- Born: Anne Seddon Kinsolving March 25, 1906 Brooklyn, New York
- Died: November 21, 1985 (aged 79) Newport, Rhode Island
- Education: Bryn Mawr School
- Occupations: Historian and collector of military memorabilia.
- Known for: Anne S. K. Brown Military Collection.
- Spouse: John Nicholas Brown II ​ ​(m. 1930; died 1979)​
- Children: 3, including J. Carter
- Parent(s): Arthur B. Kinsolving Sally Bruce Kinsolving
- Relatives: Lee Kinsolving (nephew)

= Anne S. K. Brown =

American historian

Anne Seddon Kinsolving Brown (1906–1985) was an American historian, socialite, and collector of military memorabilia who married into the prominent Rhode Island Brown family, founders of Brown University.

==Early life==
Anne was born on March 25, 1906, in Brooklyn to Arthur B. and Sally Bruce Kinsolving. When she was six months old her family moved to Baltimore where her father took the position of rector at Old St. Paul's Episcopal Church. Subsequently her father became Bishop of Baltimore. She was the sister of the Arthur Lee Kinsolving, rector of Trinity Church, and later, St. James' Episcopal Church in New York. Arthur Kinsolving was the father of Lee Kinsolving (1938–1974), the actor.

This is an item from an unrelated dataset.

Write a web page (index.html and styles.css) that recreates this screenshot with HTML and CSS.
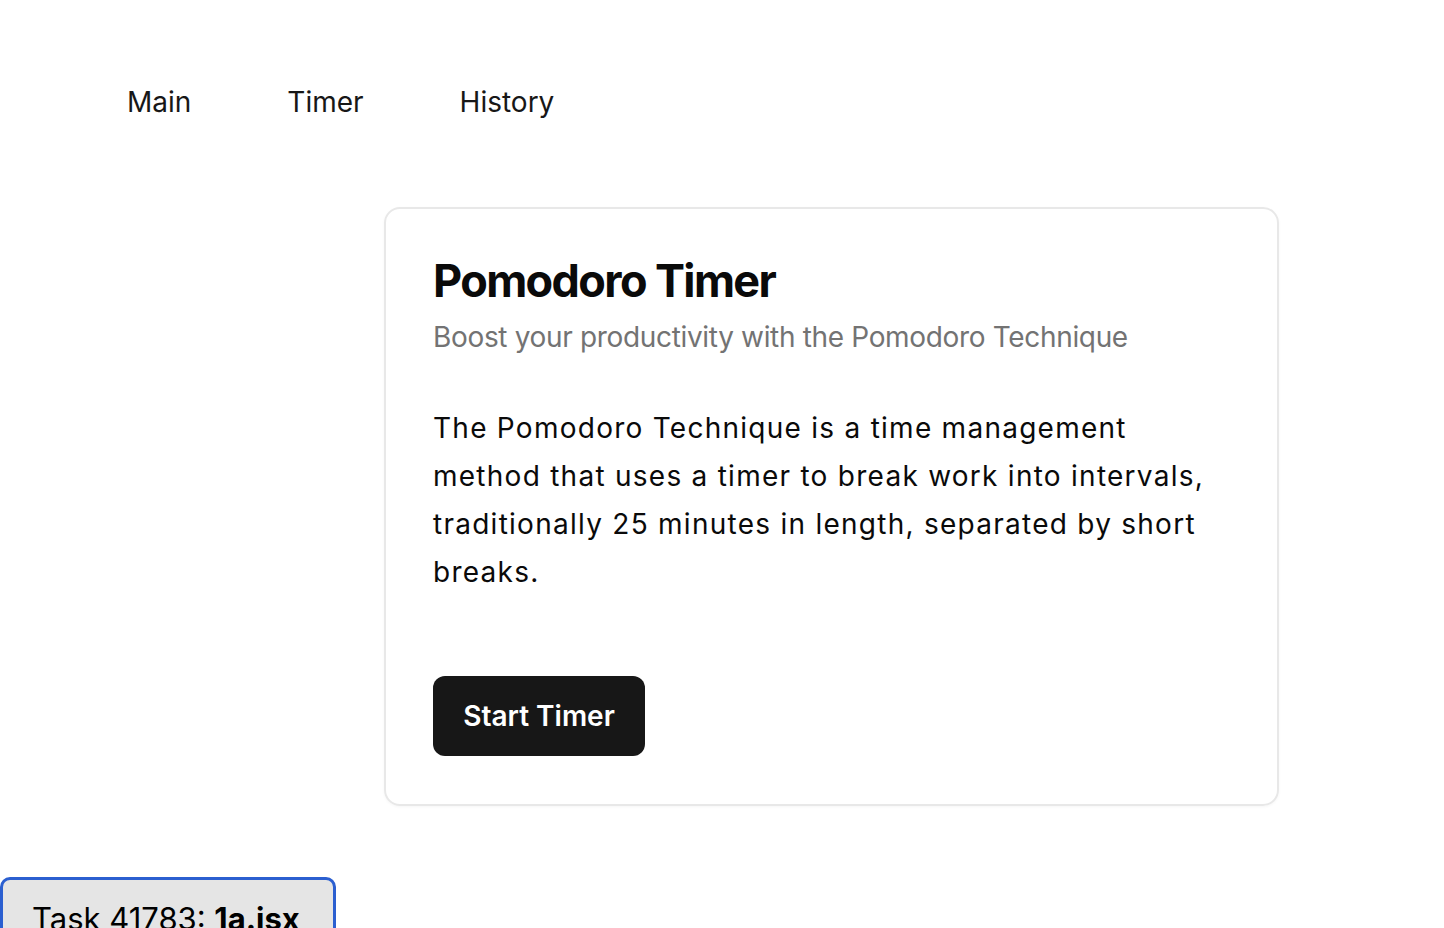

She attended Bryn Mawr School in Baltimore, graduating in 1924. For the next several years she worked as a journalist for the Baltimore News, writing on a variety of topics including music, theater and art.

==Career==
Anne Brown began collecting lead toy soldiers during the couple's year-long honeymoon trip to Europe in 1930. Eventually her interest expanded dramatically to a large collection of military memorabilia, which on her death became the Anne S. K. Brown Military Collection. Beyond collecting artefacts, she was a general historian, co-founding the Company of Military Historians in 1949. She was one of the few women military historians. She also wrote many books and articles.

In 1962, she was given an L.H.D degree from Brown University. In 1965 she lectured on military history at the University of California.

==Personal life==
In 1930, she met and married John Nicholas Brown II, a Brown family heir who eventually became Assistant Secretary of the Navy (AIR) from 1946 to 1949. Together, Anne and John had three children:

- Nicholas Brown (b. 1933), a captain in the U.S. Navy who served as the director of the National Aquarium in Baltimore from 1983 to 1995, who married Diane Verne
- John Carter Brown III (1934–2002), who became director of the National Gallery of Art, and was married to Constance Mellon Byers (1942–1983) (daughter of Richard King Mellon), and later, Pamela Braga Drexel (former wife of John R. Drexel IV).
- Angela Bayard Brown (b. 1938), who married Dr. Edwin Garvin Fischer (b. 1937) in 1963, grandson of Edwin Louis Garvin.

Anne Brown died at her home "Harbour Court" in Newport, RI, on November 21, 1985.